Season one of Beyond (Freeform, Thursdays 8/7C), ended with Holden and Willa returning from The Realm thinking they’d saved the world – and proved that contact with the dead was not possible after all.
They were only part right.
The two-hour season two premiere of Beyond – Two Zero One/Cheers, Bitch! – opens with the introduction of another ‘special’ character, Edgar Abbott, as a child whose father tries to protect him from a hurricane. When he crawls out from under some debris, weird things happen.
Holden (Burkely Duffield) is shopping for a new bed with his parents. Pretty mundane, right?
Well, after a few charming family moments (we learn that he’s working for his dad’s company, for instance), we follow Holden through a lucid dream in which horrible things happen.
When he mentions his dreams to Willa (Dilan Gwyn), she says they’re just dreams.
There are a couple of brief scenes with Edgar (Jay Paulson) that suggest that might not be the case. Also scenes with Charlie (Eden Brolin) getting to know an expectant mother named Robin (Aliyah O’Brien) for the show’s Yellow Jacket Man (Peter Kelamis) and even a bar fight sequence that, all together, serve to broaden the physical scope of the series on Earth while building an undercurrent that adds to danger suggested by Holden’s dreams.

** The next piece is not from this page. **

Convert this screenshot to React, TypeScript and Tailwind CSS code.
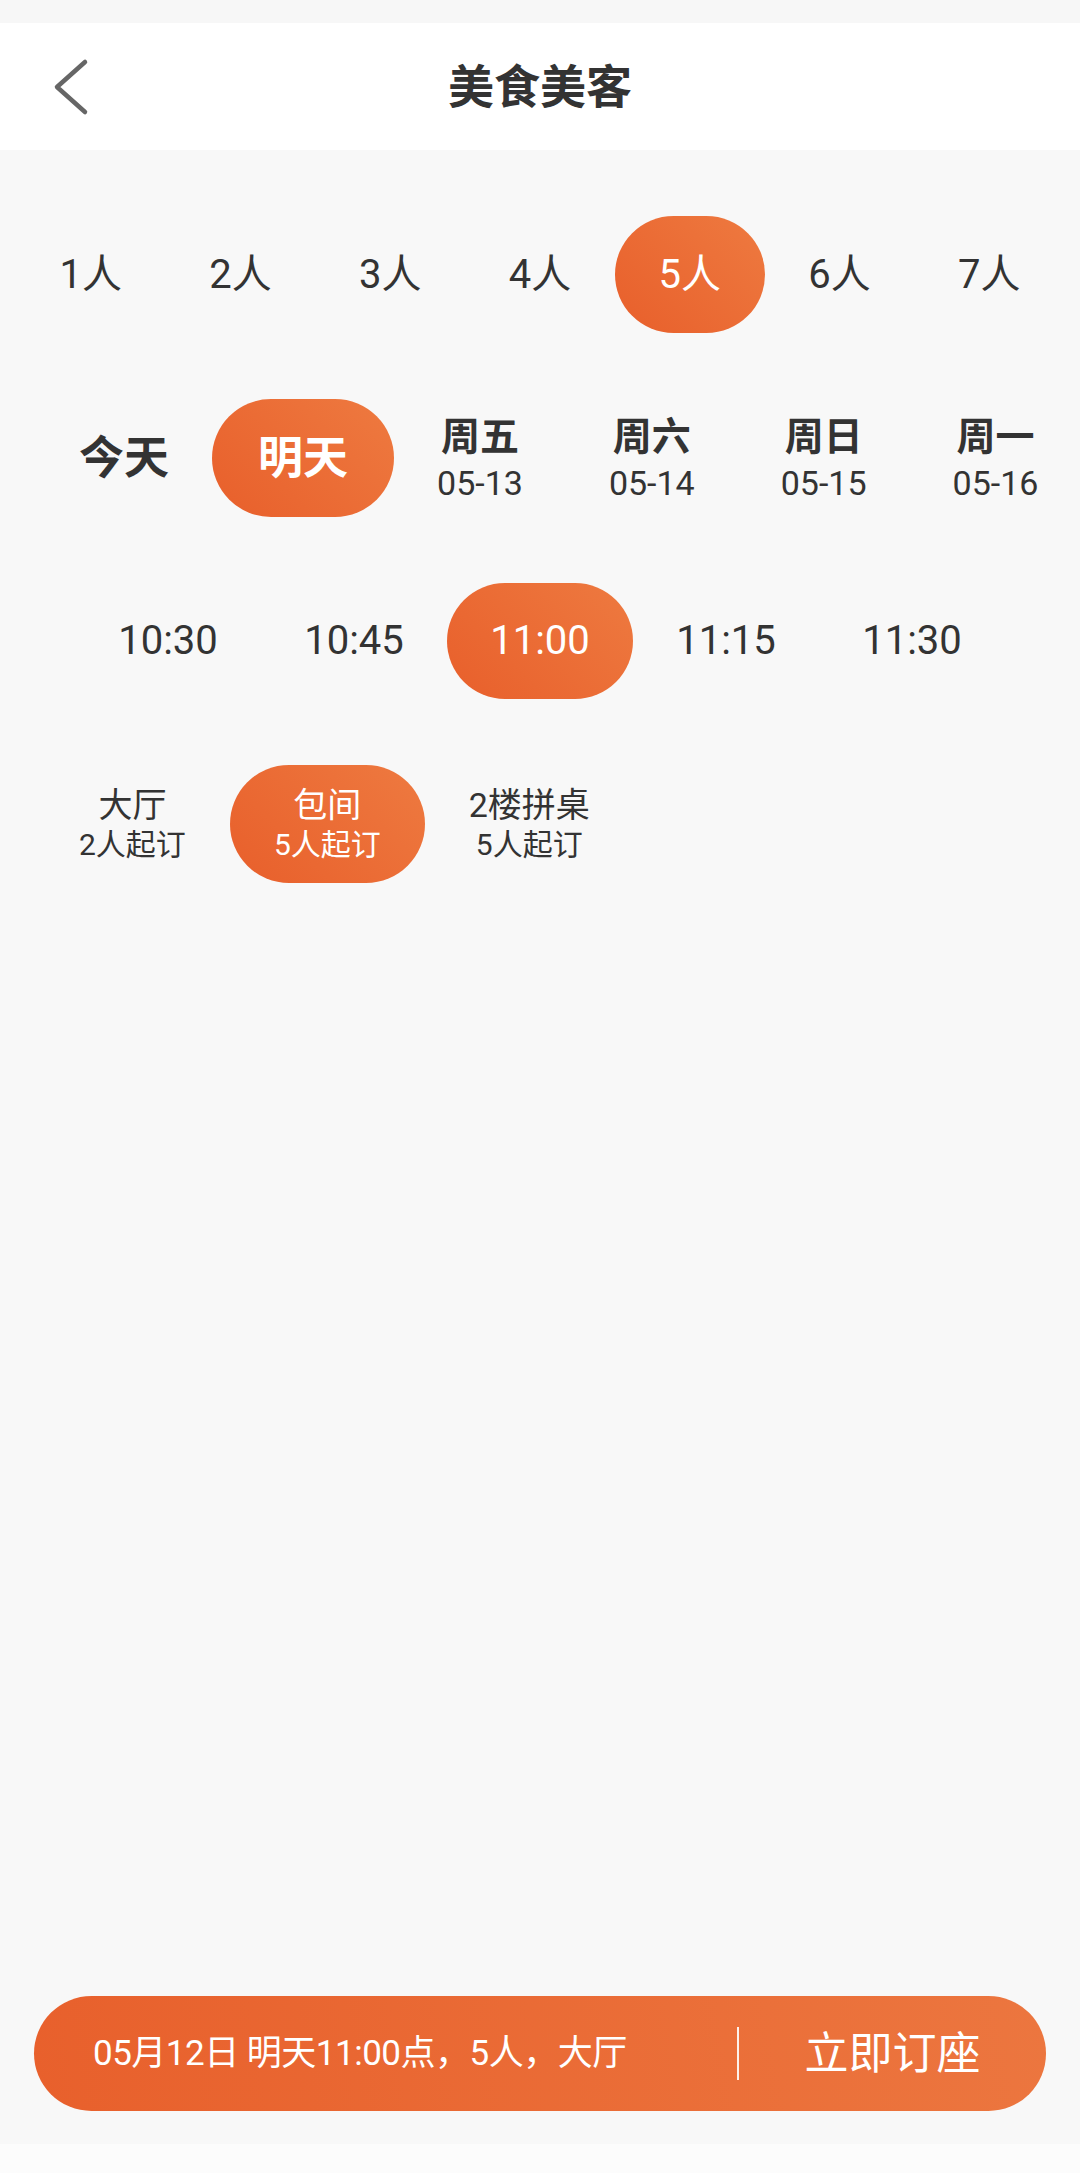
import React from "react";

const font = { fontFamily: "Roboto, 'Noto Sans CJK SC', sans-serif" };

const people = ["1人", "2人", "3人", "4人", "5人", "6人", "7人"];
const days = [
  { w: "周五", d: "05-13" },
  { w: "周六", d: "05-14" },
  { w: "周日", d: "05-15" },
  { w: "周一", d: "05-16" },
];
const times = ["10:30", "10:45", "11:00", "11:15", "11:30"];
const rooms = [
  { n: "大厅", m: "2人起订" },
  { n: "包间", m: "5人起订" },
  { n: "2楼拼桌", m: "5人起订" },
];

const grad = "bg-[linear-gradient(45deg,#E85F2B,#EE7A40)]";

export default function App() {
  return (
    <div
      className="w-[1080px] h-[2173px] flex flex-col bg-[#F8F8F8] text-[#333333] overflow-hidden"
      style={font}
    >
      <div className="h-[23px] bg-[#F7F7F7]" />
      <div className="h-[127px] bg-white grid grid-cols-[1fr_auto_1fr] items-center">
        <div className="pl-[53px] flex items-center">
          <svg width="36" height="58" viewBox="0 0 36 58" fill="none">
            <path
              d="M32 4 L4 29 L32 54"
              stroke="#666666"
              strokeWidth="4.5"
              strokeLinecap="round"
              strokeLinejoin="round"
            />
          </svg>
        </div>
        <div className="text-[46px] font-bold leading-none">美食美客</div>
        <div />
      </div>

      <div className="flex-1 flex flex-col">
        <div className="mt-[66px] h-[117px] flex px-[16px]">
          {people.map((p, i) => (
            <div
              key={p}
              className={`flex-1 flex items-center justify-center rounded-full text-[40px] leading-none ${
                i === 4 ? grad + " text-white" : ""
              }`}
            >
              {p}
            </div>
          ))}
        </div>

        <div className="mt-[66px] h-[118px] flex pl-[36px] whitespace-nowrap">
          <div className="h-full px-[43px] flex items-center text-[45px] font-bold leading-none">
            今天
          </div>
          <div
            className={`h-full px-[46px] flex items-center rounded-full text-white text-[45px] font-bold leading-none ${grad}`}
          >
            明天
          </div>
          {days.map((d) => (
            <div
              key={d.w}
              className="h-full px-[43px] flex flex-col items-center justify-center"
            >
              <div className="text-[39px] font-bold leading-[44px]">{d.w}</div>
              <div className="text-[34px] leading-[36px] mt-[6px]">{d.d}</div>
            </div>
          ))}
        </div>

        <div className="mt-[66px] h-[116px] flex justify-center">
          {times.map((t, i) => (
            <div
              key={t}
              className={`h-full w-[186px] flex items-center justify-center rounded-full text-[40px] leading-none ${
                i === 2 ? grad + " text-white" : ""
              }`}
            >
              {t}
            </div>
          ))}
        </div>

        <div className="mt-[66px] h-[118px] flex pl-[35px] whitespace-nowrap">
          {rooms.map((r, i) => (
            <div
              key={r.n}
              className={`h-full px-[44px] flex flex-col items-center justify-center rounded-full ${
                i === 1 ? grad + " text-white" : ""
              }`}
            >
              <div className="text-[34px] leading-[40px]">{r.n}</div>
              <div className="text-[30px] leading-[36px] mt-[2px]">{r.m}</div>
            </div>
          ))}
        </div>
      </div>

      <div className="px-[34px]">
        <div
          className={`h-[115px] rounded-full flex items-center text-white bg-[linear-gradient(80deg,#E8602C,#EC763F)]`}
        >
          <div className="w-[703px] pl-[59px] text-[35px] leading-none whitespace-nowrap tracking-[-0.5px]">
            05月12日 明天11:00点，5人，大厅
          </div>
          <div className="w-[2px] h-[53px] bg-white/90" />
          <div className="flex-1 flex justify-center text-[44px] leading-none">立即订座</div>
        </div>
      </div>
      <div className="h-[33px]" />
      <div className="h-[29px] bg-[#FCFCFC]" />
    </div>
  );
}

Written by series creator Adam Nussdorf and directed by Steven A. Adelson, the two-hour season two premiere gives us a look at Holden at work; Jeff McCardy’s (Jeff Pierre) involvement with raising his deceased brother’s baby – and an unexpected link to Hollow Sky/Helping Hands, the cult we saw in season one.
Arthur (Alex Diakun) has an even darker arc, this season, too. He is desperately trying to rebuild his machine, so he can see his daughter again – though Willa tells him what really happened in The Realm, last time.
Beyond continues to be a series about a young man with strange powers – and the dangers he must face – but it’s also about family, the deferred trials of adolescence and obsession.
The second season premiere sets up a new, potentially global danger and creates smaller, more personal trials for its regular and important recurring characters.
Two Zero One/Cheers, Bitch! Make for a solid, occasionally inventive two hours’ worth of entertainment by mixing the macro and the micro – the fantastic with the mundane.